__Supplied data__.
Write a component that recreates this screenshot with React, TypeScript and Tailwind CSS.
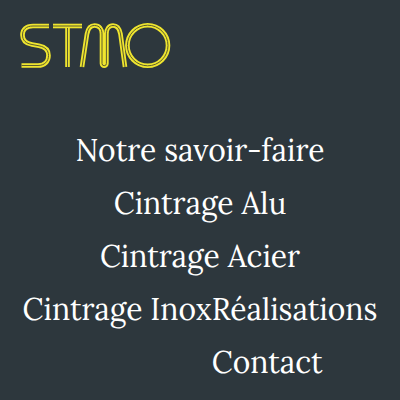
const tubes = [
  "M49 26H33C26 26 22.500 29.500 22.500 35C22.500 40.500 26 43.500 32 44.500L39 45.800C45.500 47 48.500 50.500 48.500 55.500C48.500 61.500 44.500 65.500 38 65.500H21.500",
  "M53 26H82",
  "M67.500 28V67",
  "M82 67L87 34C88 28.500 90 25.500 94.500 25.500C99.500 25.500 102 29 102 34V63.500A2.200 2.200 0 0 0 106.400 63.500V34C106.400 29 109 25.500 113 25.500C117.500 25.500 119.500 28.500 120.500 34L125 67",
  "M168 45.500A20.300 20.300 0 1 1 127.400 45.500A20.300 20.300 0 1 1 168 45.500Z",
];

function Logo() {
  return (
    <svg viewBox="20 22 152 48" className="h-12 w-38" fill="none" role="img" aria-label="STMO">
      {tubes.map((d) => (
        <g key={d}>
          <path d={d} stroke="#efe52f" strokeWidth="4.6" />
          <path d={d} stroke="#5c5c2c" strokeWidth="1" />
        </g>
      ))}
    </svg>
  );
}

function MenuLink({ label }: { label: string }) {
  return (
    <a href="#" className="block whitespace-nowrap">
      {label}
    </a>
  );
}

export default function App() {
  return (
    <div className="min-h-screen bg-[#2d373d] text-white">
      <header className="px-5 pt-[22px]">
        <a href="#" className="inline-block align-top">
          <Logo />
        </a>
      </header>
      <nav className="mt-[54px] flex flex-col items-center pb-2 font-['Lora','Liberation_Serif',serif] text-[30px] leading-[53px]">
        <MenuLink label="Notre savoir-faire" />
        <MenuLink label="Cintrage Alu" />
        <MenuLink label="Cintrage Acier" />
        <div className="flex items-start justify-center">
          <MenuLink label="Cintrage Inox" />
          <div>
            <MenuLink label="Réalisations" />
            <MenuLink label="Contact" />
          </div>
        </div>
      </nav>
    </div>
  );
}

__To do__. Copy out the whole listing exactly, and don't carry over any pictures.

__Final result__.
Write a component that recreates this screenshot with React, TypeScript and Tailwind CSS.
const tubes = [
  "M49 26H33C26 26 22.500 29.500 22.500 35C22.500 40.500 26 43.500 32 44.500L39 45.800C45.500 47 48.500 50.500 48.500 55.500C48.500 61.500 44.500 65.500 38 65.500H21.500",
  "M53 26H82",
  "M67.500 28V67",
  "M82 67L87 34C88 28.500 90 25.500 94.500 25.500C99.500 25.500 102 29 102 34V63.500A2.200 2.200 0 0 0 106.400 63.500V34C106.400 29 109 25.500 113 25.500C117.500 25.500 119.500 28.500 120.500 34L125 67",
  "M168 45.500A20.300 20.300 0 1 1 127.400 45.500A20.300 20.300 0 1 1 168 45.500Z",
];

function Logo() {
  return (
    <svg viewBox="20 22 152 48" className="h-12 w-38" fill="none" role="img" aria-label="STMO">
      {tubes.map((d) => (
        <g key={d}>
          <path d={d} stroke="#efe52f" strokeWidth="4.6" />
          <path d={d} stroke="#5c5c2c" strokeWidth="1" />
        </g>
      ))}
    </svg>
  );
}

function MenuLink({ label }: { label: string }) {
  return (
    <a href="#" className="block whitespace-nowrap">
      {label}
    </a>
  );
}

export default function App() {
  return (
    <div className="min-h-screen bg-[#2d373d] text-white">
      <header className="px-5 pt-[22px]">
        <a href="#" className="inline-block align-top">
          <Logo />
        </a>
      </header>
      <nav className="mt-[54px] flex flex-col items-center pb-2 font-['Lora','Liberation_Serif',serif] text-[30px] leading-[53px]">
        <MenuLink label="Notre savoir-faire" />
        <MenuLink label="Cintrage Alu" />
        <MenuLink label="Cintrage Acier" />
        <div className="flex items-start justify-center">
          <MenuLink label="Cintrage Inox" />
          <div>
            <MenuLink label="Réalisations" />
            <MenuLink label="Contact" />
          </div>
        </div>
      </nav>
    </div>
  );
}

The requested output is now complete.